Software created by researchers in the Centre for Telecommunications Value Chain Research (CTVR), based in Trinity College Dublin (TCD), uses wireless technology that hopes to “bring advanced new mobile telephone systems to the global market”.
Enterprise Ireland has granted €400,000 in funding to bring this new technology through the commercialisation process, as the CTVR see the potential for a “fully-fledged commercial spin-off”.
Metakall will enable users to make cheap mobile calls using wireless hotspots and the internet as a network base, with emphasis on the fact that customers would be able to roam at low cost rates.

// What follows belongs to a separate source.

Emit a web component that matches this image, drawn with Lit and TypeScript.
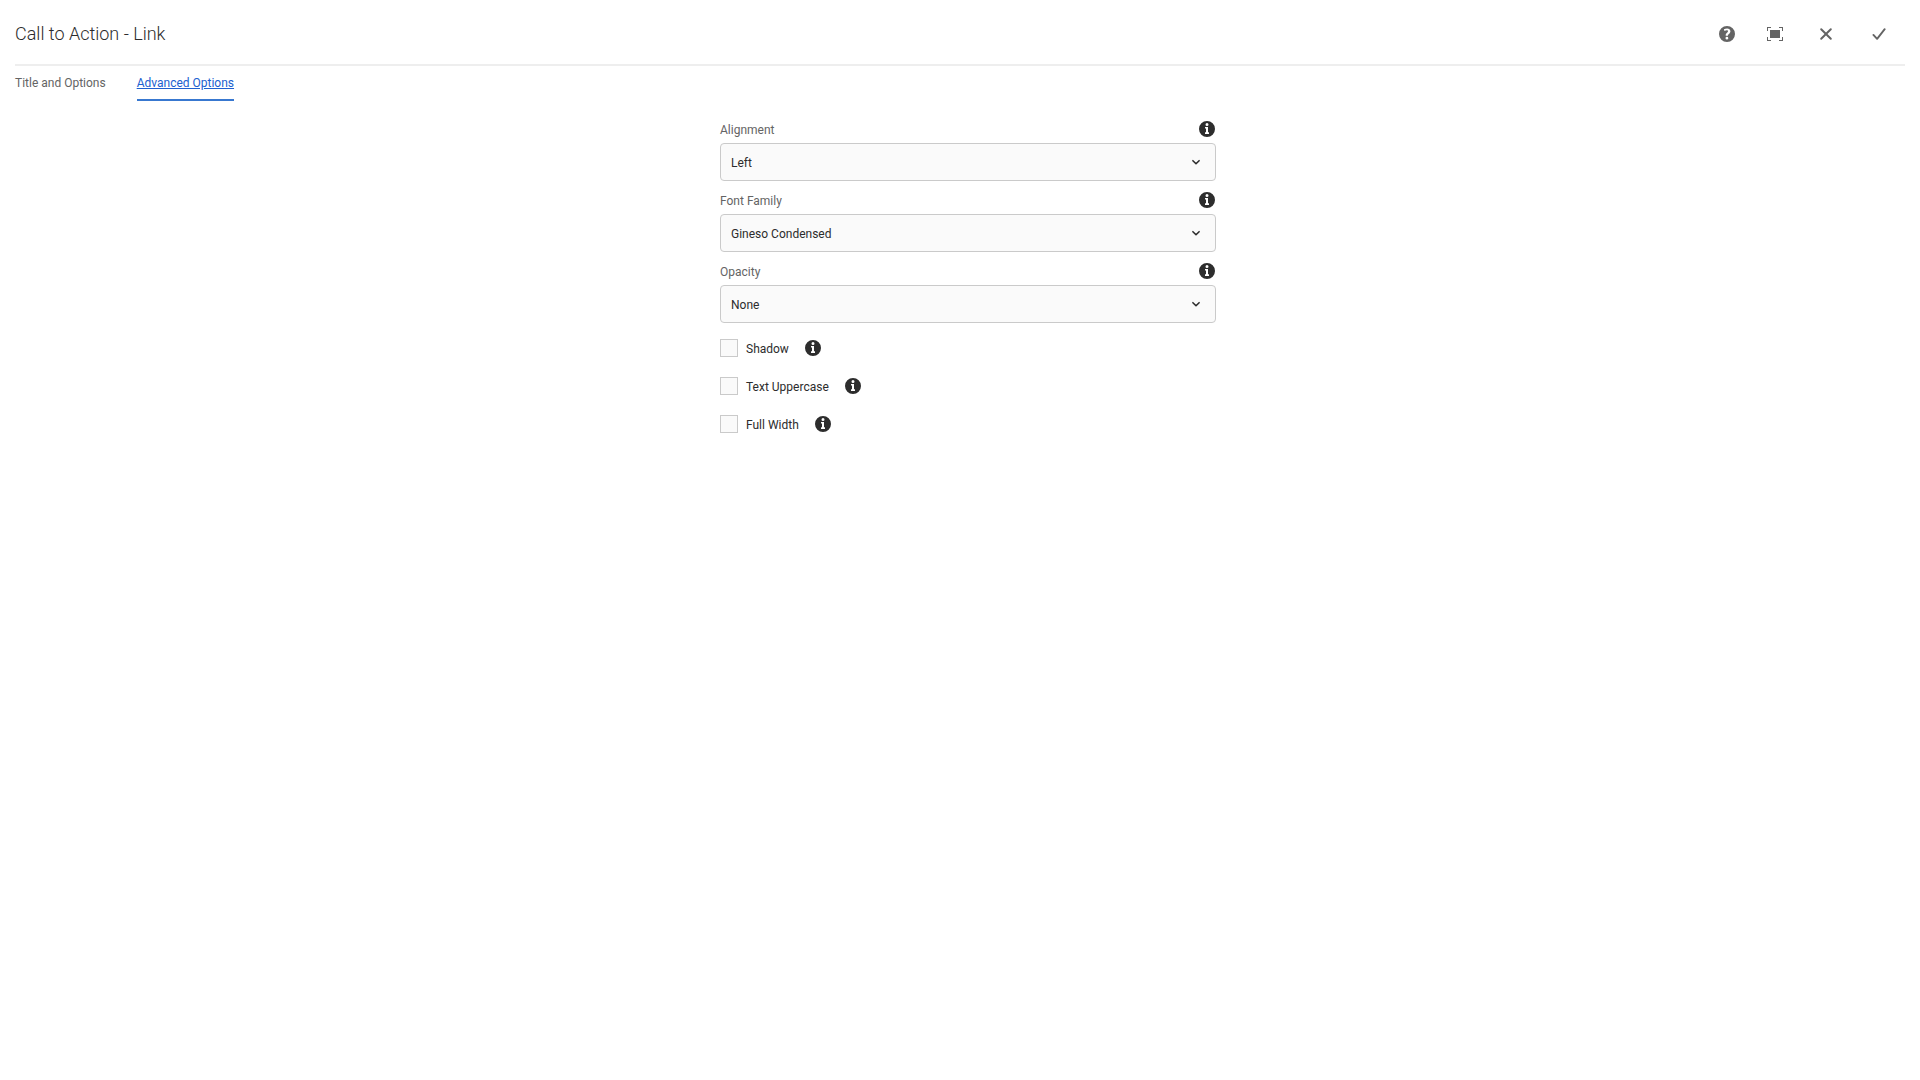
import { LitElement, html, css, svg } from "lit";
import { customElement } from "lit/decorators.js";

interface SelectField {
  id: string;
  label: string;
  options: string[];
}

const SELECTS: SelectField[] = [
  { id: "alignment", label: "Alignment", options: ["Left"] },
  { id: "font-family", label: "Font Family", options: ["Gineso Condensed"] },
  { id: "opacity", label: "Opacity", options: ["None"] },
];

const CHECKS = [
  { id: "shadow", label: "Shadow" },
  { id: "uppercase", label: "Text Uppercase" },
  { id: "full-width", label: "Full Width" },
];

const ICONS = {
  help: svg`<path fill-rule="evenodd" d="M8 0a8 8 0 1 0 0 16A8 8 0 0 0 8 0zM4.9 3.3C5.8 2.8 6.9 2.4 8.1 2.4c2 0 3.3 1.1 3.3 2.8 0 1.3-.7 2-1.5 2.7-.7.6-1 .9-1 1.5v.4H6.7v-.6c0-1.2.6-1.8 1.3-2.4.7-.6 1-.9 1-1.5 0-.6-.4-1-1.2-1-.8 0-1.5.3-2.3.8zM7.9 10.8a1.4 1.4 0 1 1 0 2.8 1.4 1.4 0 0 1 0-2.8z"/>`,
  fullscreen: svg`<path d="M3 4h10v8H3zM0 1h4v1H1v3H0zM12 1h4v4h-1V2h-3zM0 11h1v3h3v1H0zM15 11h1v4h-4v-1h3z"/>`,
  close: svg`<path d="M3.2 3.2l9.6 9.6M12.8 3.2l-9.6 9.6" fill="none" stroke="currentColor" stroke-width="2" stroke-linecap="round"/>`,
  check: svg`<path d="M2.4 8.9l3.7 3.9L13.7 3.2" fill="none" stroke="currentColor" stroke-width="1.9" stroke-linecap="round" stroke-linejoin="round"/>`,
  info: svg`<path fill-rule="evenodd" d="M8 0a8 8 0 1 0 0 16A8 8 0 0 0 8 0zM8 2a1.5 1.5 0 1 1 0 3 1.5 1.5 0 0 1 0-3zM6 6h3v5.2h1V13H6v-1.8h1V7.6H6z"/>`,
  chevron: svg`<path d="M4.9 6.7L8 9.7l3.1-3" fill="none" stroke="currentColor" stroke-width="1.6" stroke-linecap="round" stroke-linejoin="round"/>`,
};

const icon = (name: keyof typeof ICONS) =>
  html`<svg class="icon" viewBox="0 0 16 16" aria-hidden="true">${ICONS[name]}</svg>`;

@customElement("app-root")
export class AppRoot extends LitElement {
  static styles = css`
    :host {
      display: block;
      min-height: 100vh;
      background: #fff;
      color: #2c2c2c;
      font: 12px/18px Roboto, "Noto Sans", sans-serif;
    }
    .header {
      display: flex;
      align-items: center;
      justify-content: space-between;
      height: 64px;
      margin: 0 15px;
      border-bottom: 2px solid #eee;
    }
    .title {
      margin: 0;
      padding-top: 4px;
      font-size: 18px;
      line-height: 24px;
      font-weight: 300;
    }
    .actions {
      display: flex;
      padding-top: 4px;
    }
    .action {
      display: flex;
      align-items: center;
      justify-content: center;
      width: 53px;
      height: 32px;
      padding: 0;
      border: 0;
      background: none;
      color: #646464;
    }
    .action.narrow {
      width: 48px;
    }
    .icon {
      display: block;
      width: 16px;
      height: 16px;
      fill: currentColor;
    }
    .tabs {
      display: flex;
      gap: 31px;
      margin: 0 15px;
    }
    .tab {
      padding: 8px 0 7px;
      border-bottom: 2px solid transparent;
      color: #646464;
      text-decoration: none;
    }
    .tab.selected {
      border-color: #3878d0;
      color: #2060d0;
      text-decoration: underline;
    }
    .content {
      display: grid;
      grid-template-columns: minmax(0, 496px);
      justify-content: center;
      padding: 19px 0 24px 16px;
    }
    .field {
      margin-bottom: 10px;
    }
    .field-head {
      display: flex;
      align-items: center;
      justify-content: space-between;
      height: 18px;
      margin-bottom: 5px;
      padding-right: 1px;
      color: #646464;
    }
    .text {
      padding-top: 2px;
    }
    .info {
      display: flex;
      padding: 0;
      border: 0;
      background: none;
      color: #2d2d2d;
    }
    .select-wrap {
      display: grid;
      align-items: center;
    }
    .select-wrap > * {
      grid-area: 1 / 1;
    }
    .select-wrap .icon {
      justify-self: end;
      margin-right: 12px;
      pointer-events: none;
    }
    .select {
      appearance: none;
      width: 100%;
      height: 38px;
      margin: 0;
      padding: 2px 32px 0 10px;
      border: 1px solid #cacaca;
      border-radius: 4px;
      background: #fafafa;
      color: inherit;
      font: inherit;
    }
    .checks {
      display: grid;
      gap: 20px;
      padding-top: 6px;
    }
    .check-row {
      display: flex;
      align-items: center;
      gap: 16px;
      height: 18px;
    }
    .check {
      display: flex;
      align-items: center;
      gap: 8px;
      height: 18px;
    }
    .box {
      appearance: none;
      width: 18px;
      height: 18px;
      margin: 0;
      border: 1px solid #cacaca;
      background: #fafafa;
    }
    .box:checked {
      background: #3878d0;
    }
  `;

  render() {
    return html`
      <header class="header">
        <h1 class="title">Call to Action - Link</h1>
        <div class="actions">
          <button class="action narrow" aria-label="Help">${icon("help")}</button>
          <button class="action narrow" aria-label="Toggle fullscreen">${icon("fullscreen")}</button>
          <button class="action" aria-label="Cancel">${icon("close")}</button>
          <button class="action" aria-label="Done">${icon("check")}</button>
        </div>
      </header>
      <nav class="tabs">
        <a class="tab" href="#title">Title and Options</a>
        <a class="tab selected" href="#advanced" aria-current="page">Advanced Options</a>
      </nav>
      <main class="content">
        ${SELECTS.map(
          (f) => html`
            <div class="field">
              <div class="field-head">
                <label class="text" for=${f.id}>${f.label}</label>
                <button class="info" aria-label="About ${f.label}">${icon("info")}</button>
              </div>
              <div class="select-wrap">
                <select class="select" id=${f.id}>
                  ${f.options.map((o) => html`<option>${o}</option>`)}
                </select>
                ${icon("chevron")}
              </div>
            </div>
          `
        )}
        <div class="checks">
          ${CHECKS.map(
            (c) => html`
              <div class="check-row">
                <label class="check" for=${c.id}>
                  <input class="box" type="checkbox" id=${c.id} />
                  <span class="text">${c.label}</span>
                </label>
                <button class="info" aria-label="About ${c.label}">${icon("info")}</button>
              </div>
            `
          )}
        </div>
      </main>
    `;
  }
}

“Imagine the possibility of going anywhere in the world and using your wireless phone or laptop to make calls through the internet for as little as 5 cents a minute, with no other costs,” said Professor Donal O’Mahony, director of CTVR.
“Right now you can make internet based phone calls, but you will also have to pay a monthly registration charge of over €20 to an Internet Service Provider or buy a scratchcard in each location for about €10. Only then can you use services like Skype or Vonage for example.”
Metakall can offer low-cost calls because it pays hotspot providers small amounts of cash in real time, he said.
The software that sits on the mobile or laptop will have a meter that logs the amount of time you spend online making a call and only charges per minute online, letting your know how much you are spending as you talk.
It is estimated that this service will be offered at, on average, five cents per minute, although, as yet CTVR is still in talks with industry players on how it will implement Metakall.
“We are in contact with hotspot operators, internet telephone service providers and handset manufacturers. There is growing excitement about the new platform we have created,” O’Mahony said.
Currently the CTVR claims that Metakall will be compatible with all Windows based PCs, as well as PDAs and smart phones running on Microsoft Windows Mobile.